LA FATICA DELL'ESSERE PRETE
In un intervento rivolto sopratutto ai "laici", don Roberto Camillotti spiega le sue inquietudini
| Emanuela Da Ros |
VITTORIO VENETO -"Oggi trovo difficile cantare "primavera nella Chiesa!".
Don Roberto Camillotti, il parroco di Sant'Andrea e Serravalle, che presto partirà per Gerusalemme e verrà sostituito nelle due parrocchie da don Ermanno Crestani saluta i suoi parrocchiani accennando ai suoi dubbi, alle stanchezze, al senso di soffocamento che lo opprimono nel suo ministero. Alla fatica e al senso di appiattimento che prova da diverso tempo.
"Credo faccia bene anche ai laici - scrive don Roberto nell'Eco di Santa Maria Nuova e Sant'Andrea - sentire, per quanto è possibile, il vissuto interiore di un prete".
Dopo aver sottotolineato che nei due contesti parrocchiali ha trovato collaborazione onesta e pulita, don Roberto scrive: "le motivazioni della scelta (a partire per Gerusalemme, ndr) non vanno cercate nella vita parrocchiale ma in un altro aspetto della vita di un prete (...). Non mi fa paura lavorare ma sento il bisogno di essere parte di una chiesa concreta, qui e ora. In questi ultimi anni questa dimensione si è incrinata, come se si fosse ammalata una parte del mio essere prete. In questa Chiesa, oggi vivo come se mancasse l'ossigeno...E' un'esperienza di malessere relazionale nei confronti dell'Istituzione che porta a un sofferto silenzio, talvolta a una criticità esasperata e per evitarla, ad un ritirarsi in disparte...Sembra quasi che appiattimento e un grigiore avvolgano tutto, in cui l'unico impegno è quello di un'azione pastorale timida, di conservazione del'esistente, talvolta paurosa e priva di ricerca."
Dopo aver ricordato le occasioni e gli stimoli che hanno fatto maturare la sua vocazione, don Roberto riapre il suo cuore, facendone intravedere il malessere. "Ne consegue - scrive - il vivere un clima da orizzonte chiuso, in cui la speranza fatica a mantenersi sufficientemente viva, le domande e le perplessità sono in numero e in peso maggiore della luce e delle certezze necessarie per proseguire il cammino da viventi e non da stanchi e rassegnati."

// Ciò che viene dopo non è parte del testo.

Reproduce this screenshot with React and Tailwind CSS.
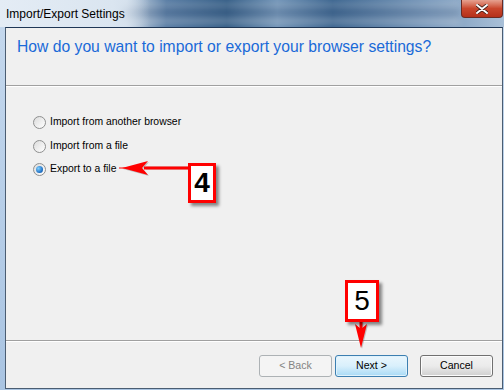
import React from "react";

const UI = { fontFamily: "'Liberation Sans', Arial, sans-serif" };

function Radio({ checked, label }) {
  return (
    <div className="flex items-center gap-[4px] h-[13px]">
      <div className="w-[13px] h-[13px] rounded-full border border-[#8e8f8f] bg-gradient-to-br from-[#dcdcdc] to-[#ffffff] flex items-center justify-center">
        {checked && (
          <div className="w-[7px] h-[7px] rounded-full bg-[radial-gradient(circle_at_35%_35%,#7fd0ff,#1a6ac0_70%,#0d4a8a)]" />
        )}
      </div>
      <span className="text-[10.4px] text-black leading-none" style={UI}>{label}</span>
    </div>
  );
}

export default function App() {
  return (
    <div className="relative w-[504px] h-[390px] overflow-hidden bg-gradient-to-b from-[#c6d9ee] to-[#a9c4e2] flex flex-col" style={{ fontFamily: "'Liberation Sans', Arial, sans-serif" }}>
      {/* title bar */}
      <div className="relative h-[27px] flex items-center pl-[6px] bg-[linear-gradient(90deg,#dbe6f1_0%,#cfdcea_25%,#5479a2_33%,#2f5983_45%,#6f92b6_55%,#36608c_66%,#7898bb_85%,#a9c0d8_100%)] overflow-hidden">
        <div className="absolute left-[120px] top-[2px] w-[340px] h-[22px] bg-[linear-gradient(180deg,rgba(255,255,255,0.25),rgba(20,50,90,0.2),rgba(255,255,255,0.35))] blur-[3px]" />
        <div className="absolute left-0 top-0 w-[150px] h-[27px] bg-[linear-gradient(90deg,#e4ecf5_0%,#dae5f0_75%,rgba(218,229,240,0)_100%)]" />
        <span className="relative text-[12px] text-black" style={UI}>Import/Export Settings</span>
        <div className="absolute right-[1px] top-0 w-[42px] h-[18px] rounded-b-[4px] border border-t-0 border-[#6b2a22] bg-gradient-to-b from-[#e5a190] via-[#c9462c] to-[#b5301a] flex items-center justify-center">
          <svg width="12" height="10" viewBox="0 0 12 10">
            <path d="M1 1 L11 9 M11 1 L1 9" stroke="#3a1a14" strokeWidth="3.5" strokeLinecap="round" />
            <path d="M1 1 L11 9 M11 1 L1 9" stroke="#ffffff" strokeWidth="2" strokeLinecap="round" />
          </svg>
        </div>
      </div>
      {/* client */}
      <div className="ml-[5px] mr-[1px] mb-[1px] flex-1 flex flex-col border border-[#4b5d72] border-t-[#1f3756] bg-[#f0f0f0]">
        {/* header */}
        <div className="h-[58px] pl-[11px] pt-[8px] border-b border-[#a0a0a0]">
          <div className="text-[15.7px] text-[#1a6ad8] leading-[22px]">How do you want to import or export your browser settings?</div>
        </div>
        <div className="h-[254px] border-t border-white pl-[27px] pt-[29px] flex flex-col gap-[10.5px]">
          <Radio label="Import from another browser" />
          <Radio label="Import from a file" />
          <Radio checked label="Export to a file" />
        </div>
        <div className="flex-1 border-t border-[#a0a0a0]">
          <div className="h-full border-t border-white flex justify-end items-start pt-[13px] pr-[9px] gap-[3px]" style={UI}>
            <div className="w-[73px] h-[22px] rounded-[3px] border border-[#adb2b5] bg-[#f4f4f4] text-[#838383] text-[10.6px] flex items-center justify-center">&lt; Back</div>
            <div className="w-[73px] h-[22px] rounded-[3px] border border-[#3c7fb1] bg-gradient-to-b from-[#eaf6fd] via-[#d9f0fc] to-[#a7d9f5] shadow-[inset_0_0_0_1px_#dff2fc] text-black text-[10.6px] flex items-center justify-center">Next &gt;</div>
            <div className="ml-[9px] w-[73px] h-[22px] rounded-[3px] border border-[#707070] bg-gradient-to-b from-[#f2f2f2] via-[#ebebeb] to-[#cfcfcf] shadow-[inset_0_0_0_1px_#fcfcfc] text-black text-[10.6px] flex items-center justify-center">Cancel</div>
          </div>
        </div>
      </div>

      {/* annotation 4 */}
      <svg className="absolute left-[118px] top-[158px]" width="75" height="20" viewBox="0 0 75 20">
        <g transform="translate(1,1)" opacity="0.35">
          <path d="M27 9 L72 9" stroke="#666" strokeWidth="3" />
          <path d="M4 10 L30 3 L24 10 L30 17 Z" fill="#666" />
        </g>
        <path d="M1 10 L8 10" stroke="#ff0000" strokeWidth="1" />
        <path d="M26 10 L72 10" stroke="#ff0000" strokeWidth="3" />
        <path d="M4 10 L30 3 L24 10 L30 17 Z" fill="#ff0000" />
      </svg>
      <div className="absolute left-[188px] top-[163px] w-[28px] h-[40px] border-[3px] border-[#ff0000] bg-white shadow-[3px_3px_3px_rgba(0,0,0,0.45)] flex items-center justify-center">
        <span className="text-[28px] font-bold text-black leading-none" style={UI}>4</span>
      </div>

      {/* annotation 5 */}
      <svg className="absolute left-[350px] top-[318px]" width="22" height="34" viewBox="0 0 22 34">
        <g transform="translate(1,1)" opacity="0.35">
          <path d="M11 0 L11 12" stroke="#666" strokeWidth="3" />
          <path d="M11 30 L5 6 L11 11 L17 6 Z" fill="#666" />
        </g>
        <path d="M11 0 L11 12" stroke="#ff0000" strokeWidth="3" />
        <path d="M11 30 L5 6 L11 11 L17 6 Z" fill="#ff0000" />
      </svg>
      <div className="absolute left-[345px] top-[280px] w-[34px] h-[42px] border-[3px] border-[#ff0000] bg-white shadow-[3px_3px_3px_rgba(0,0,0,0.45)] flex items-center justify-center">
        <span className="text-[28px] text-black leading-none" style={UI}>5</span>
      </div>
    </div>
  );
}
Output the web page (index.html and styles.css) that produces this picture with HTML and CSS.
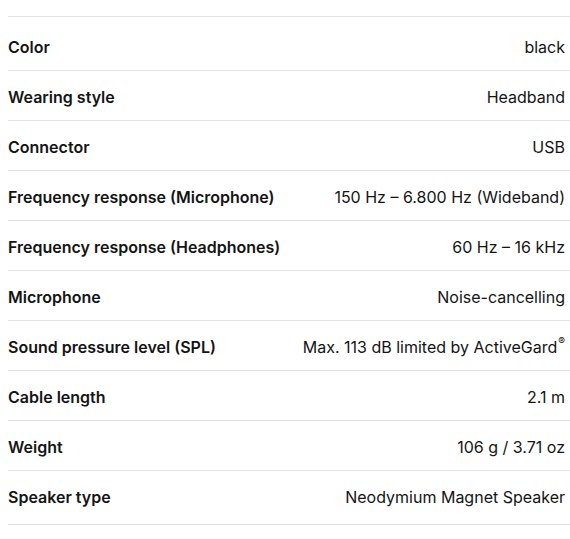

Don Roberto Camillotti prosegue dicendo di "constatare che il respirare di credente e di prete trova ostacoli nell'aprire mente e cuore alla volontà di pace e vita piena che il Signore propone e offre". E spiega di voler ricercare la forza e le ragioni per vivere intensamente la scelta che a suo tempo aveva fatto. "Essere cristiani e preti è una sfida nel mondo moderno. Vorrei avere un supplemento di forze."
A volte allontanarsi da una dimensione soffocante richiede coraggio.
Don Roberto Camillotti non solo ha dimostrato questo coraggio, ma ha voluto congedarsi con una "predica intima", laica, umana. Dove trapela un "male dell'essere prete" dovuto sì alla società moderna, ma anche alla consapevolezza che la Chiesa agisce e ha un suo ruolo proprio in questa società.